§ INSTRUCTIONS TO FOLLOW:
Using the material that follows, identify and copy each line with the string "components".

▬▬▬▬▬▬▬▬▬▬

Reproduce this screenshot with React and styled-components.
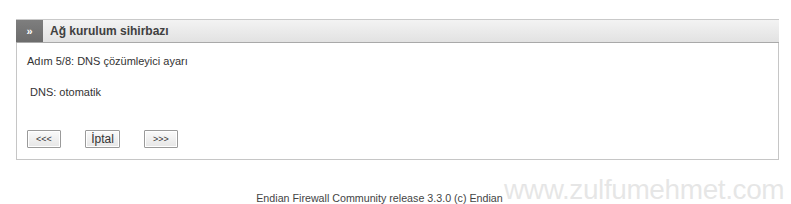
import React from "react";
import styled, { createGlobalStyle } from "styled-components";

const Global = createGlobalStyle`
  html, body { margin: 0; padding: 0; background: #fff; }
  body { font-family: "Liberation Sans", Arial, sans-serif; color: #333; }
`;

const Page = styled.div`
  width: 791px;
  height: 204px;
  position: relative;
  overflow: hidden;
  padding: 19px 12px 0 16px;
  box-sizing: border-box;
`;

const Panel = styled.section`
  width: 763px;
  border: 1px solid #c6c6c6;
  border-top: none;
  box-sizing: border-box;
`;

const Header = styled.div`
  display: flex;
  align-items: stretch;
  height: 24px;
  background: linear-gradient(#f3f3f3, #e2e2e2);
  border-top: 1px solid #c9c9c9;
  border-bottom: 1px solid #a9a9a9;
  box-sizing: border-box;
  margin: 0 -1px;
`;

const Tab = styled.div`
  width: 27px;
  background: linear-gradient(#7e7e7e, #6c6c6c);
  color: #fff;
  font-size: 11px;
  font-weight: bold;
  display: flex;
  align-items: center;
  justify-content: center;
`;

const Title = styled.h1`
  margin: 0 0 0 7px;
  font-size: 12px;
  font-weight: bold;
  color: #404040;
  display: flex;
  align-items: center;
`;

const Body = styled.div`
  padding: 11px 10px 11px 10px;
  font-size: 11px;
  color: #333;
`;

const Step = styled.div`
  height: 14px;
  line-height: 14px;
`;

const Field = styled.div`
  margin: 17px 0 0 3px;
  height: 14px;
  line-height: 14px;
`;

const Buttons = styled.div`
  display: flex;
  gap: 24px;
  margin-top: 31px;
`;

const Button = styled.button`
  font-family: "Liberation Sans", Arial, sans-serif;
  width: ${(p) => p.$w}px;
  height: 18px;
  padding: 0;
  font-size: ${(p) => p.$fs}px;
  color: #333;
  background: linear-gradient(#fafafa, #e6e6e6);
  border: 1px solid #9a9a9a;
  border-radius: 1px;
  box-shadow: inset 0 0 0 1px #fff;
`;

const Footer = styled.div`
  text-align: center;
  margin-top: 32px;
  padding-right: 36px;
  font-size: 10.7px;
  color: #444;
`;

const Watermark = styled.div`
  position: absolute;
  left: 504px;
  top: 176px;
  font-size: 28px;
  line-height: 1;
  font-family: "Liberation Sans", Arial, sans-serif;
  color: rgba(205, 205, 205, 0.5);
  letter-spacing: -0.4px;
  pointer-events: none;
  white-space: nowrap;
`;

export default function App() {
  return (
    <>
      <Global />
      <Page>
        <Panel>
          <Header>
            <Tab>»</Tab>
            <Title>Ağ kurulum sihirbazı</Title>
          </Header>
          <Body>
            <Step>Adım 5/8: DNS çözümleyici ayarı</Step>
            <Field>DNS: otomatik</Field>
            <Buttons>
              <Button $w={34} $fs={9}>&lt;&lt;&lt;</Button>
              <Button $w={35} $fs={12}>İptal</Button>
              <Button $w={34} $fs={9}>&gt;&gt;&gt;</Button>
            </Buttons>
          </Body>
        </Panel>
        <Footer>Endian Firewall Community release 3.3.0 (c) Endian</Footer>
        <Watermark>www.zulfumehmet.com</Watermark>
      </Page>
    </>
  );
}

▬▬▬▬▬▬▬▬▬▬

§ EXERCISE RESULT:
Reproduce this screenshot with React and styled-components.
import styled, { createGlobalStyle } from "styled-components";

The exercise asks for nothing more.